Message 1: New and Innovative Methods in Syntactic Inquiry
Date: 25-Oct-2006
From: Stanley Dubinsky <dubinskysc.edu>
Subject: New and Innovative Methods in Syntactic Inquiry


I have been commissioned to write for Blackwell’s “Linguistics and Language
Compass”, an article that surveys the current state of the art regarding
new and innovative methodologies being used for the gathering of syntactic
data. Newer methods of data collection and assessment include (but are not
limited to) experimental collection of acceptability judgments, online
sentence-processing studies, fMRI and other imaging studies, surveys of
corpora, the consideration of language variation and change, etc.

The impetus for this survey is the fact that the traditional method of
using acceptability judgments to support analyses is simply not as useful
today as it was in the past. Reasons for this are several, but among them
is the fact that newer data paradigms are often less obvious data
paradigms. And as the scope of inquiry pries further into the remote
corners of the languages we work on, so the certainty with which the
linguist can intuitively judge these facts fades into the background noise
of non-syntactic performative factors.

The article is intended to benefit the field in that it will seek to make
widely known, some of the methods being used and some of the published
literature that utilizes them. It is thereby hoped that the article will
serve as encouragement to syntacticians to move beyond the traditional
methods of analysis, and also provide a resource for them to do so.
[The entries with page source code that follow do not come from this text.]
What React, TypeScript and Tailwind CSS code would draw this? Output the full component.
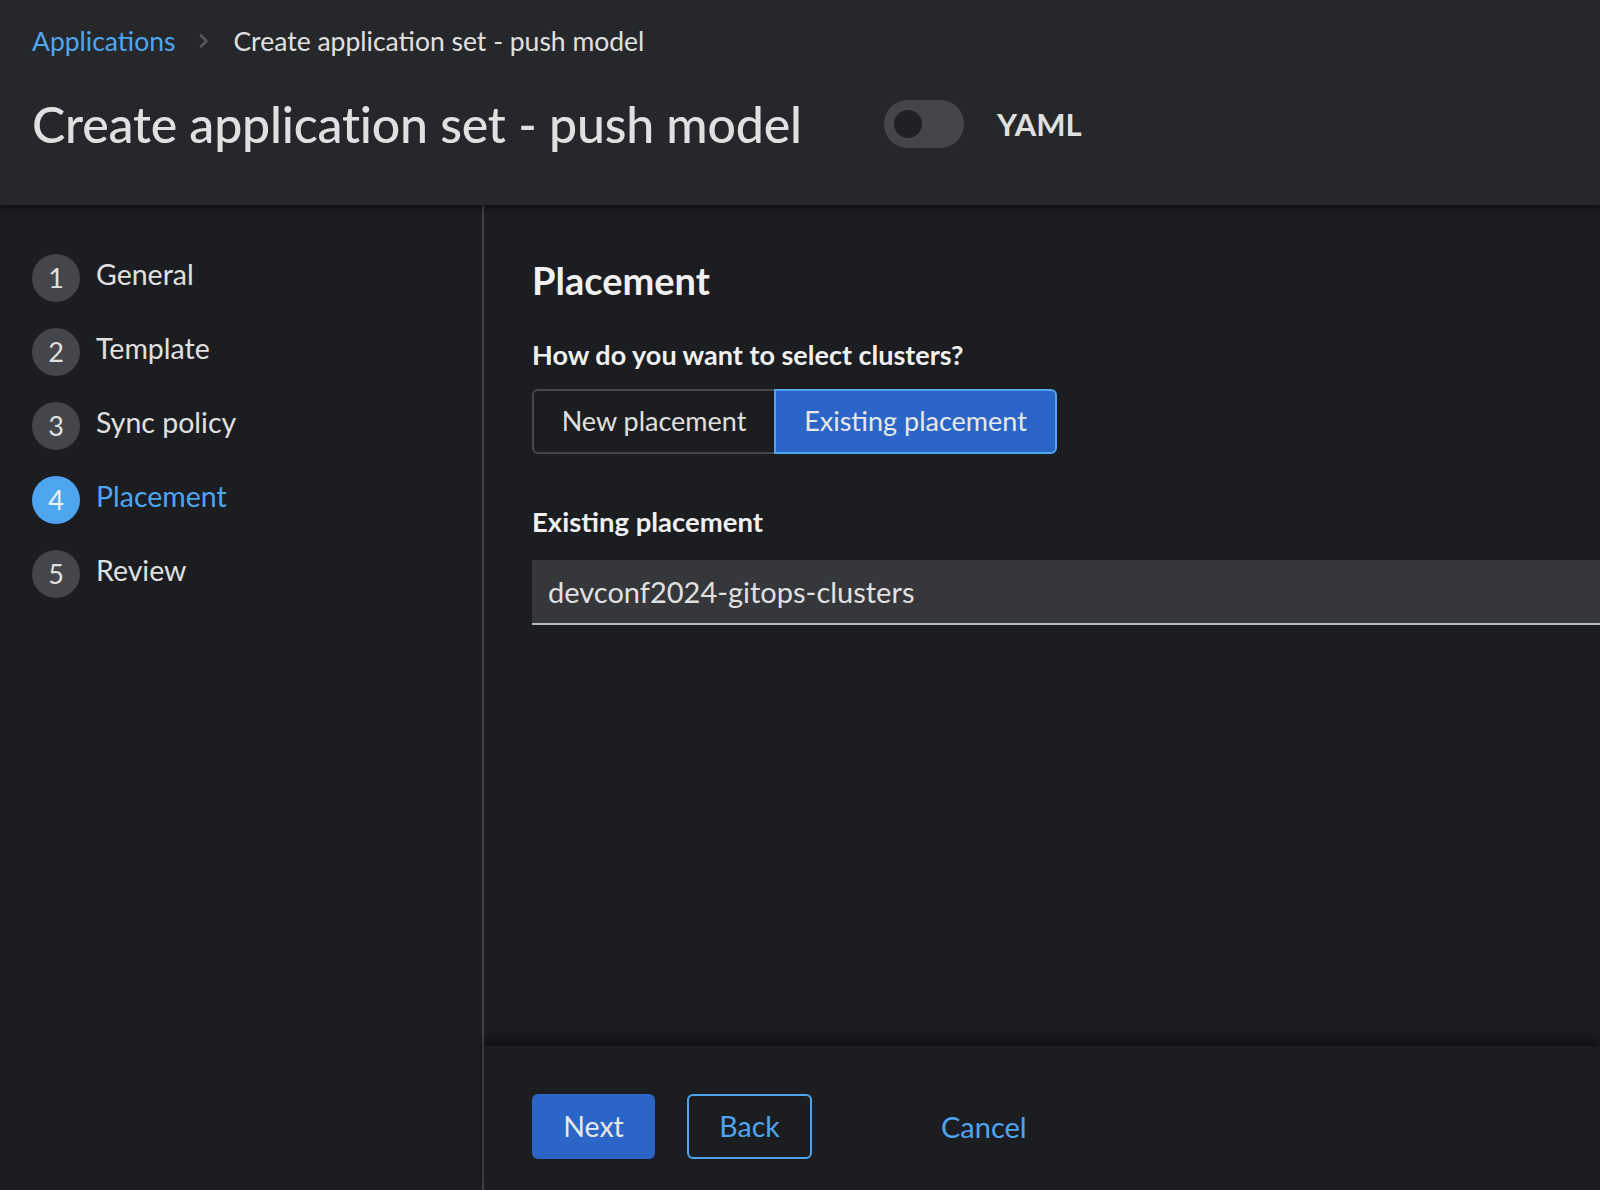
import React from "react";

const steps = [
  { n: 1, label: "General" },
  { n: 2, label: "Template" },
  { n: 3, label: "Sync policy" },
  { n: 4, label: "Placement", active: true },
  { n: 5, label: "Review" },
];

export default function App() {
  return (
    <div
      className="w-[1600px] h-[1190px] overflow-hidden bg-[#1b1d21] flex flex-col text-[#e0e0e0]"
      style={{ fontFamily: "Lato, 'Open Sans', sans-serif" }}
    >
      {/* Header */}
      <header className="h-[205px] shrink-0 bg-[#26272b] px-[32px] pt-[26px] shadow-[0_4px_8px_rgba(0,0,0,0.45)] relative z-10">
        <nav className="flex items-center h-[30px] text-[26.5px] leading-[30px]">
          <span className="text-[#4ea6f0]">Applications</span>
          <svg className="mx-[22px] w-[14px] h-[16px]" viewBox="0 0 14 16">
            <path d="M4 2.5 L9.5 8 L4 13.5" stroke="#55575c" strokeWidth="2.6" fill="none" strokeLinecap="round" strokeLinejoin="round" />
          </svg>
          <span className="text-[#e0e0e0]">Create application set - push model</span>
        </nav>
        <div className="flex items-center mt-[42px] h-[52px]">
          <h1 className="w-[852px] shrink-0 text-[50px] leading-[52px] font-medium text-[#e0e0e0] tracking-[-0.2px]">
            Create application set - push model
          </h1>
          <div className="w-[80px] h-[48px] rounded-full bg-[#45464b] flex items-center pl-[10px]">
            <div className="w-[28px] h-[28px] rounded-full bg-[#1f2024]" />
          </div>
          <span className="ml-[33px] text-[31px] font-bold text-[#e0e0e0]">YAML</span>
        </div>
      </header>

      {/* Body */}
      <div className="flex flex-1 min-h-0">
        <aside className="w-[484px] shrink-0 border-r-2 border-[#444548] pt-[49px] px-[32px]">
          <ul className="flex flex-col gap-[26px]">
            {steps.map((s) => (
              <li key={s.n} className="flex items-start gap-[16px]">
                <div
                  className={
                    s.active
                      ? "w-[48px] h-[48px] rounded-full bg-[#4ea6f0] flex items-center justify-center text-[27px] text-[#f0f0f0]"
                      : "w-[48px] h-[48px] rounded-full bg-[#45464b] flex items-center justify-center text-[27px] text-[#e0e0e0]"
                  }
                >
                  {s.n}
                </div>
                <span
                  className={
                    s.active
                      ? "text-[28.5px] leading-[40px] text-[#4ea6f0]"
                      : "text-[28.5px] leading-[40px] text-[#e0e0e0]"
                  }
                >
                  {s.label}
                </span>
              </li>
            ))}
          </ul>
        </aside>

        <main className="flex-1 flex flex-col min-w-0">
          <section className="flex-1 pl-[48px] pt-[54px]">
            <h2 className="text-[38px] leading-[42px] font-bold text-[#f0f0f0]">Placement</h2>
            <p className="mt-[36px] text-[27px] leading-[36px] font-bold text-[#f0f0f0]">
              How do you want to select clusters?
            </p>
            <div className="mt-[16px] flex h-[65px]">
              <button className="w-[242px] h-[65px] border-2 border-[#45464b] border-r-0 rounded-l-[6px] text-[27px] text-[#e0e0e0] flex items-center justify-center">
                New placement
              </button>
              <button className="w-[283px] h-[65px] border-2 border-[#4ea6f0] bg-[#2a65c7] rounded-r-[6px] text-[27px] text-[#e8e8e8] flex items-center justify-center">
                Existing placement
              </button>
            </div>
            <p className="mt-[50px] text-[27.5px] leading-[36px] font-bold text-[#f0f0f0]">
              Existing placement
            </p>
            <div className="mt-[20px] h-[65px] bg-[#36373b] border-b-2 border-[#b8bbbe] flex items-center pl-[16px] text-[29px] text-[#e0e0e0]">
              devconf2024-gitops-clusters
            </div>
          </section>

          <footer className="h-[145px] shrink-0 border-t border-[#111215] shadow-[0_-6px_10px_rgba(0,0,0,0.45)] pl-[48px] pt-[48px] flex items-start">
            <button className="w-[123px] h-[65px] rounded-[6px] bg-[#2a65c7] text-[28.5px] text-[#e8e8e8]">
              Next
            </button>
            <button className="ml-[32px] w-[125px] h-[65px] rounded-[6px] border-2 border-[#4ea6f0] text-[28.5px] text-[#4ea6f0]">
              Back
            </button>
            <button className="ml-[99px] h-[65px] px-[30px] text-[29px] text-[#4ea6f0]">
              Cancel
            </button>
          </footer>
        </main>
      </div>
    </div>
  );
}
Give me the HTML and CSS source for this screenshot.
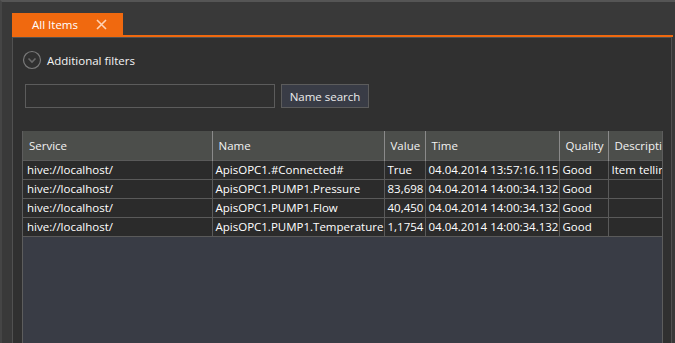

I would therefore appreciate hearing from you if you have information that
would be relevant to such a survey. Some of the desiderata are:

• References to key articles of your own, those of colleagues, and those
that you deem to be particularly important in this regard.
• Comments on the utility (or non-utility) of methods that you have used.
• Comparisons of the efficacy of different methodologies.
• Speculations on the kind of progress that syntacticians are likely to
make by incorporating specific methods into a research program.

I will cite relevant literature to the extent that length limitations
permit, and attribute comments used in the article to those that provide
them, and post responses back to the Linguist List as appropriate.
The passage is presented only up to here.